Once, I used Vignoles, but didn't much care for the result. Form then on, whenever i blended into Gewurztraminer, i did it with Riesling.

I won't even go into the argument about purism. It's one phase of life in which I am completely inconsistent.

Thomas: You're right...which is why I said I'll never know ;)

I assumed hybrid only because I know that goes on.

Vignoles seems like it would be too bold and assert itself too much, no?

"Vignoles seems like it would be too bold and assert itself too much, no?"

Essentially, yes, although Gewurztraminer is no slouch either. But Riesling seemed much more 'sympatico.'

There were years when I didn't need to blend anything--probably half the time.

I think people like chocolate with dry red wines because a lot of people secretly dont like dry red wines lol.

also, if your down on milk chocolate, for real, go to Holland, Belgium, France, or Switzerland. Maybe you dont like Hersheys or Nestle, but you dont like Yellow Tail or Diana Ridge either do you? Why? because it's soulless and massproduced by machines for profit. Eat some real chocolate. (And if that dosnt turn you, then I suggest you just dont tell anyone, stay in the chocolate-hater's closet, because honestly, it means your weird).

And yea, if your gonna blend, then you've got to lable it as a blend. Call it what it is, no ifs, ands, or buts.

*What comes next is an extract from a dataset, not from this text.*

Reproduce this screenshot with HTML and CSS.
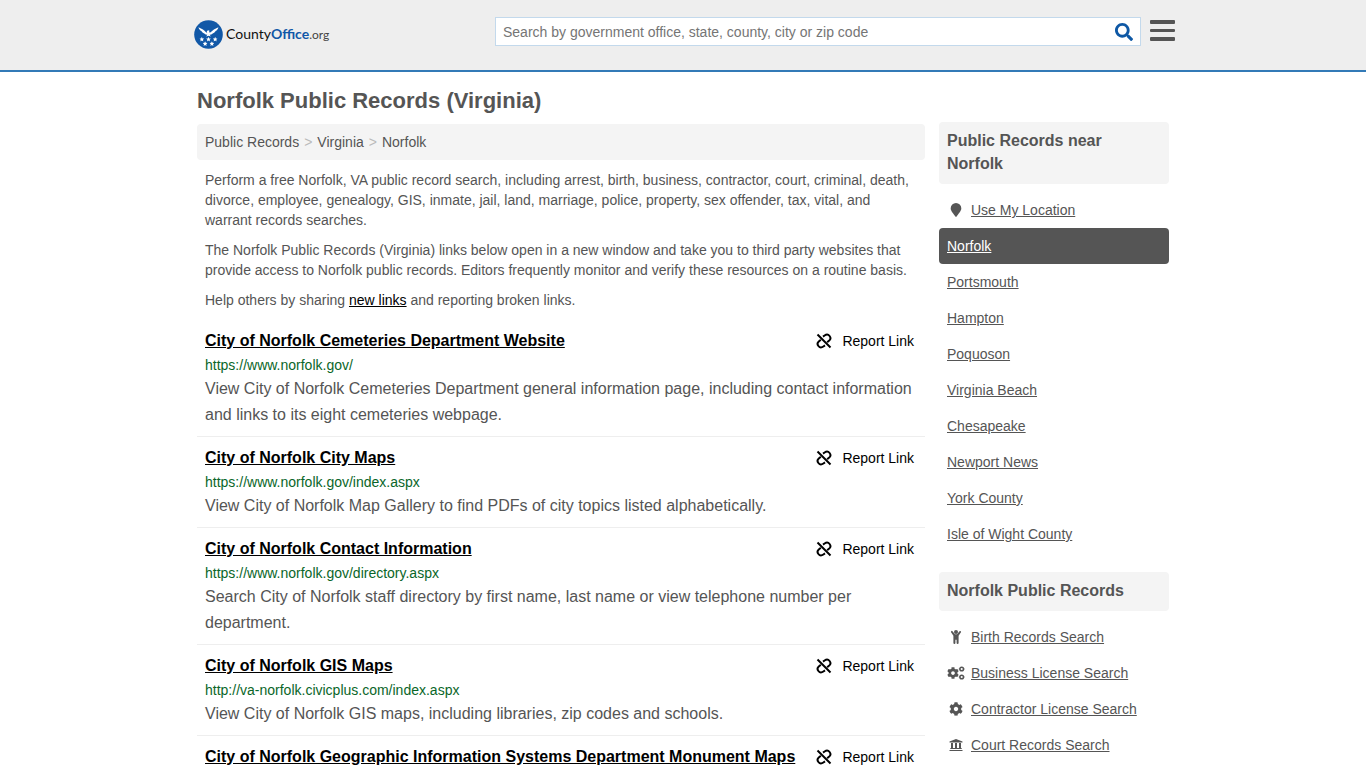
FILE: index.html
```html
<!DOCTYPE html>
<html lang="en">

<head>
    <meta charset="UTF-8">
    <meta name="viewport" content="width=device-width, initial-scale=1.0">
    <title>Norfolk Public Records (Virginia)</title>
    <link rel="stylesheet" href="styles.css">
</head>

<body>
    <!-- Shared icons -->
    <svg class="sprite" aria-hidden="true">
        <symbol id="icon-unlink" viewBox="0 0 16 16">
            <g fill="none" stroke="currentColor" stroke-width="2">
                <path d="M1.500 1.500 14.500 14.500" />
                <path d="M7 3.600 8.600 2.500C10.300 1.300 12.500 1.600 13.600 3c1.200 1.500.9 3.400-.4 4.600L11.200 9.300" />
                <path d="M4.800 6.700 2.800 8.400C1.500 9.600 1.200 11.500 2.400 13c1.100 1.400 3.300 1.700 5 .5L9 12.400" />
            </g>
        </symbol>
        <symbol id="icon-cog" viewBox="0 0 512 512">
            <path fill="currentColor" d="M487.4 315.7l-42.6-24.6c4.3-23.2 4.3-47 0-70.2l42.6-24.6c4.9-2.8 7.1-8.6 5.5-14-11.1-35.6-30-67.8-54.7-94.6-3.8-4.1-10-5.1-14.8-2.3L380.8 110c-17.9-15.4-38.5-27.3-60.8-35.1V25.8c0-5.6-3.9-10.5-9.4-11.7-36.7-8.2-74.3-7.8-109.2 0-5.5 1.2-9.4 6.1-9.4 11.7V75c-22.2 7.9-42.8 19.8-60.8 35.1L88.7 85.5c-4.9-2.8-11-1.9-14.8 2.3-24.7 26.7-43.6 58.9-54.7 94.6-1.7 5.4.6 11.2 5.5 14L67.3 221c-4.3 23.2-4.3 47 0 70.2l-42.6 24.6c-4.9 2.8-7.1 8.6-5.5 14 11.1 35.6 30 67.8 54.7 94.6 3.8 4.1 10 5.1 14.8 2.3l42.6-24.6c17.9 15.4 38.5 27.3 60.8 35.1v49.2c0 5.6 3.9 10.5 9.4 11.7 36.7 8.2 74.3 7.8 109.2 0 5.5-1.2 9.4-6.1 9.4-11.7v-49.2c22.2-7.9 42.8-19.8 60.8-35.1l42.6 24.6c4.9 2.8 11 1.9 14.8-2.3 24.7-26.7 43.6-58.9 54.7-94.6 1.5-5.5-.7-11.3-5.6-14.1zM256 336c-44.1 0-80-35.9-80-80s35.9-80 80-80 80 35.9 80 80-35.9 80-80 80z" />
        </symbol>
        <symbol id="star" viewBox="0 0 10 10">
            <path fill="#fff" d="M5 0 6.4 3.3 10 3.7 7.3 6.1 8.1 9.7 5 7.8 1.9 9.7 2.7 6.1 0 3.7 3.6 3.3z" />
        </symbol>
    </svg>

    <header class="header">
        <div class="header-inner">
            <a class="logo" href="#">
                <svg class="logo-mark" viewBox="0 0 30 30" aria-hidden="true">
                    <circle cx="15" cy="15" r="14.8" fill="#1158a7" />
                    <path fill="#fff" d="M4.600 7.500c2 1.200 4.400 1.900 6 3.400 1.200 1.100 2 2 3 2.400l-.4-1.700 1.300-1 1.600.5-.5 1 .8 1c1-.4 1.800-1.200 2.900-2.200 1.600-1.500 4-2.200 6-3.400-.5 2-1.500 3.200-2.900 4-.7 1.300-1.700 2.100-3 2.500-1 .8-2 1.300-3.200 1.300l1.200 1.700-2.400-.7-2.400.7 1.200-1.700c-1.200 0-2.200-.5-3.200-1.300-1.300-.4-2.300-1.200-3-2.500-1.400-.8-2.500-2-3-4z" />
                    <use href="#star" x="5.600" y="17.400" width="5" height="5" />
                    <use href="#star" x="12.500" y="17.400" width="5" height="5" />
                    <use href="#star" x="19.400" y="17.400" width="5" height="5" />
                    <use href="#star" x="9" y="22" width="5" height="5" />
                    <use href="#star" x="16" y="22" width="5" height="5" />
                </svg>
                <span class="logo-text">County<b>Office</b><small>.org</small></span>
            </a>
            <form class="search">
                <input class="search-input" type="text" aria-label="Search" placeholder="Search by government office, state, county, city or zip code">
                <button class="search-button" type="button" aria-label="Submit search">
                    <svg viewBox="0 0 512 512" width="18" height="18">
                        <path fill="#0e58a5" d="M505 442.700L405.300 343c-4.500-4.500-10.600-7-17-7H372c27.600-35.300 44-79.700 44-128C416 93.100 322.900 0 208 0S0 93.100 0 208s93.100 208 208 208c48.300 0 92.700-16.400 128-44v16.300c0 6.400 2.500 12.500 7 17l99.700 99.700c9.400 9.400 24.600 9.400 33.900 0l28.300-28.300c9.400-9.400 9.400-24.600.1-34zM208 336c-70.700 0-128-57.200-128-128 0-70.700 57.200-128 128-128 70.700 0 128 57.200 128 128 0 70.700-57.200 128-128 128z" />
                    </svg>
                </button>
            </form>
            <button class="menu-button" type="button" aria-label="Menu">
                <svg viewBox="0 0 25 22" width="25" height="22">
                    <path fill="#555" d="M1 0h23a1 1 0 0 1 1 1v2a1 1 0 0 1-1 1H1a1 1 0 0 1-1-1V1a1 1 0 0 1 1-1zM1 9h23a1 1 0 0 1 1 1v1a1 1 0 0 1-1 1H1a1 1 0 0 1-1-1v-1a1 1 0 0 1 1-1zM1 17h23a1 1 0 0 1 1 1v2a1 1 0 0 1-1 1H1a1 1 0 0 1-1-1v-2a1 1 0 0 1 1-1z" />
                </svg>
            </button>
        </div>
    </header>

    <div class="container">
        <main class="main">
            <h1>Norfolk Public Records (Virginia)</h1>
            <nav class="breadcrumb">
                <a href="#">Public Records</a>
                <span>&gt;</span>
                <a href="#">Virginia</a>
                <span>&gt;</span>
                <a href="#">Norfolk</a>
            </nav>
            <div class="intro">
                <p>Perform a free Norfolk, VA public record search, including arrest, birth, business, contractor, court, criminal, death, divorce, employee, genealogy, GIS, inmate, jail, land, marriage, police, property, sex offender, tax, vital, and warrant records searches.</p>
                <p>The Norfolk Public Records (Virginia) links below open in a new window and take you to third party websites that provide access to Norfolk public records. Editors frequently monitor and verify these resources on a routine basis.</p>
                <p>Help others by sharing <a href="#">new links</a> and reporting broken links.</p>
            </div>

            <!-- Record links -->
            <div class="record">
                <div class="record-top">
                    <a class="record-title" href="#">City of Norfolk Cemeteries Department Website</a>
                    <a class="report" href="#"><svg><use href="#icon-unlink" /></svg>Report Link</a>
                </div>
                <div class="record-url">https://www.norfolk.gov/</div>
                <div class="record-text">View City of Norfolk Cemeteries Department general information page, including contact information and links to its eight cemeteries webpage.</div>
            </div>
            <div class="record">
                <div class="record-top">
                    <a class="record-title" href="#">City of Norfolk City Maps</a>
                    <a class="report" href="#"><svg><use href="#icon-unlink" /></svg>Report Link</a>
                </div>
                <div class="record-url">https://www.norfolk.gov/index.aspx</div>
                <div class="record-text">View City of Norfolk Map Gallery to find PDFs of city topics listed alphabetically.</div>
            </div>
            <div class="record">
                <div class="record-top">
                    <a class="record-title" href="#">City of Norfolk Contact Information</a>
                    <a class="report" href="#"><svg><use href="#icon-unlink" /></svg>Report Link</a>
                </div>
                <div class="record-url">https://www.norfolk.gov/directory.aspx</div>
                <div class="record-text">Search City of Norfolk staff directory by first name, last name or view telephone number per department.</div>
            </div>
            <div class="record">
                <div class="record-top">
                    <a class="record-title" href="#">City of Norfolk GIS Maps</a>
                    <a class="report" href="#"><svg><use href="#icon-unlink" /></svg>Report Link</a>
                </div>
                <div class="record-url">http://va-norfolk.civicplus.com/index.aspx</div>
                <div class="record-text">View City of Norfolk GIS maps, including libraries, zip codes and schools.</div>
            </div>
            <div class="record">
                <div class="record-top">
                    <a class="record-title" href="#">City of Norfolk Geographic Information Systems Department Monument Maps</a>
                    <a class="report" href="#"><svg><use href="#icon-unlink" /></svg>Report Link</a>
                </div>
            </div>
        </main>

        <aside class="sidebar">
            <h2>Public Records near Norfolk</h2>
            <ul>
                <li>
                    <svg class="icon" viewBox="0 0 18 14">
                        <path fill="currentColor" d="M8.400 13.600C4.500 8.200 3.700 7.200 3.700 5.200a5.300 5.200 0 0 1 10.600 0c0 2-.8 3-4.700 8.400a.8.8 0 0 1-1.200 0z" />
                    </svg>
                    <a href="#">Use My Location</a>
                </li>
                <li class="active"><a href="#">Norfolk</a></li>
                <li><a href="#">Portsmouth</a></li>
                <li><a href="#">Hampton</a></li>
                <li><a href="#">Poquoson</a></li>
                <li><a href="#">Virginia Beach</a></li>
                <li><a href="#">Chesapeake</a></li>
                <li><a href="#">Newport News</a></li>
                <li><a href="#">York County</a></li>
                <li><a href="#">Isle of Wight County</a></li>
            </ul>

            <h2>Norfolk Public Records</h2>
            <ul>
                <li>
                    <svg class="icon" viewBox="0 0 18 14">
                        <circle cx="9" cy="2.100" r="2" fill="currentColor" />
                        <path fill="currentColor" d="M4.200 1.200a.9.900 0 0 1 1.300 0L8 4.300h2l2.500-3.100a.9.900 0 0 1 1.300 1.300L11.600 5.700V13a.9.900 0 0 1-2 0V9.800H8.400V13a.9.900 0 0 1-2 0V5.700L4.200 2.500a.9.900 0 0 1 0-1.300z" />
                    </svg>
                    <a href="#">Birth Records Search</a>
                </li>
                <li>
                    <svg class="icon" viewBox="0 0 18 14">
                        <use href="#icon-cog" x="0" y="1" width="12" height="12" />
                        <g fill="none" stroke="currentColor" stroke-width="1.500">
                            <circle cx="14.700" cy="3" r="1.800" />
                            <circle cx="14.700" cy="11" r="1.800" />
                        </g>
                        <path stroke="currentColor" stroke-width="1" stroke-dasharray="1 4.600" d="M11.800 3h6M11.800 11h6" />
                    </svg>
                    <a href="#">Business License Search</a>
                </li>
                <li>
                    <svg class="icon" viewBox="0 0 18 14"><use href="#icon-cog" x="2" y="0" width="14" height="14" /></svg>
                    <a href="#">Contractor License Search</a>
                </li>
                <li>
                    <svg class="icon" viewBox="0 0 18 14">
                        <path fill="currentColor" d="M9 1 15.500 3.500V4.500H2.500V3.500zM4 5h2v5H4zM8 5h2v5H8zM12 5h2v5h-2zM3.300 10h11.400v1H3.300zM2.500 12h13v1h-13z" />
                    </svg>
                    <a href="#">Court Records Search</a>
                </li>
            </ul>
        </aside>
    </div>
</body>

</html>
```
FILE: styles.css
```css
* {
    box-sizing: border-box;
}

body {
    margin: 0;
    background: #fff;
    color: #555;
    font-family: "Liberation Sans", Arial, sans-serif;
    font-size: 14px;
    line-height: 20px;
}

a {
    color: #555;
}

.sprite {
    position: absolute;
    width: 0;
    height: 0;
}

/* Header */
.header {
    background: #eee;
    border-bottom: 2px solid #337ab7;
}

.header-inner {
    display: flex;
    align-items: flex-start;
    max-width: 984px;
    height: 70px;
    margin: 0 auto;
    padding: 17px 0 0 3px;
}

.logo {
    display: flex;
    align-items: center;
    gap: 3px;
    width: 301px;
    margin-top: 3px;
    color: #111;
    text-decoration: none;
}

.logo-mark {
    width: 29px;
    height: 29px;
}

.logo-text {
    font-family: Lato, sans-serif;
    font-size: 14px;
}

.logo-text b {
    color: #1158a7;
}

.logo-text small {
    color: #444;
    font-size: 12px;
}

.search {
    display: flex;
    flex: 1;
    height: 29px;
    background: #fff;
    border: 1px solid #c3d9ec;
}

.search-input {
    flex: 1;
    min-width: 0;
    padding: 0 7px;
    border: 0;
    background: none;
    font-family: inherit;
    font-size: 14px;
}

.search-input::placeholder {
    color: #757575;
}

.search-button,
.menu-button {
    display: flex;
    align-items: center;
    padding: 0;
    border: 0;
    background: none;
    cursor: pointer;
}

.search-button {
    padding: 0 7px;
}

.menu-button {
    margin: 3px 0 0 9px;
}

/* Page columns */
.container {
    display: flex;
    gap: 14px;
    max-width: 972px;
    margin: 0 auto;
}

.main {
    flex: 1;
    min-width: 0;
}

h1 {
    margin: 0;
    padding: 17px 0 11px;
    font-size: 22px;
    line-height: 24px;
}

.breadcrumb {
    display: flex;
    gap: 5px;
    padding: 8px;
    background: #f4f4f4;
    border-radius: 4px;
}

.breadcrumb a {
    text-decoration: none;
}

.breadcrumb span {
    color: #bbb;
}

.intro {
    padding: 0 8px;
}

.intro p {
    margin: 10px 0;
}

.intro a {
    color: #000;
}

/* Records */
.record {
    padding: 9px 8px 8px;
    border-bottom: 1px solid #eee;
}

.record-top {
    display: flex;
    justify-content: space-between;
    margin-bottom: 2px;
    line-height: 24px;
}

.record-title {
    color: #000;
    font-size: 16px;
    font-weight: bold;
}

.report {
    display: flex;
    align-items: center;
    gap: 10px;
    padding-right: 3px;
    color: #000;
    text-decoration: none;
}

.report svg {
    width: 16px;
    height: 16px;
}

.record-url {
    margin-bottom: 1px;
    color: #0a6629;
}

.record-text {
    font-size: 16px;
    line-height: 26px;
}

/* Sidebar */
.sidebar {
    width: 230px;
    padding-top: 50px;
}

.sidebar h2 {
    margin: 0;
    padding: 7px 8px 9px;
    background: #f4f4f4;
    border-radius: 4px;
    font-size: 16px;
    line-height: 23px;
}

.sidebar ul {
    margin: 8px 0 20px;
    padding: 0;
    list-style: none;
}

.sidebar li {
    display: flex;
    align-items: center;
    gap: 6px;
    padding: 8px;
    border-radius: 4px;
}

.sidebar .active {
    background: #555;
}

.active a {
    color: #fff;
}

.icon {
    width: 18px;
    height: 14px;
}
```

Nobody is against blending, the world's best wines are based on blends blah blah blah, but a wine with 90% Gewurz and 10% Riesling is not a Gewurztraminer, its a white blend. Im gonna start writing those letters right now dag nabbit lol.

Red wine & chocolate? Ridiculous. Red Banyuls & chocolate? Sublime.


Surprise, surprise: I agree with you--on the blending thing. It should be done when necessary, and it should be duly noted. Talk to TTB about it, not me.

On the milk chocolate--no.

The chocolate I consume, and it isn't much that I do consume, is nearly devoid of sugar and definitely contains no friggin' milk, dag nabbit!

Maybe not Ridge, but Diana Riggs is my heroin/e.

Mark--the only thing ridiculous is a definitive statement on a subjective matter.

neat fact: milk chocolate is the best way to store/preserve milk for long periods of time!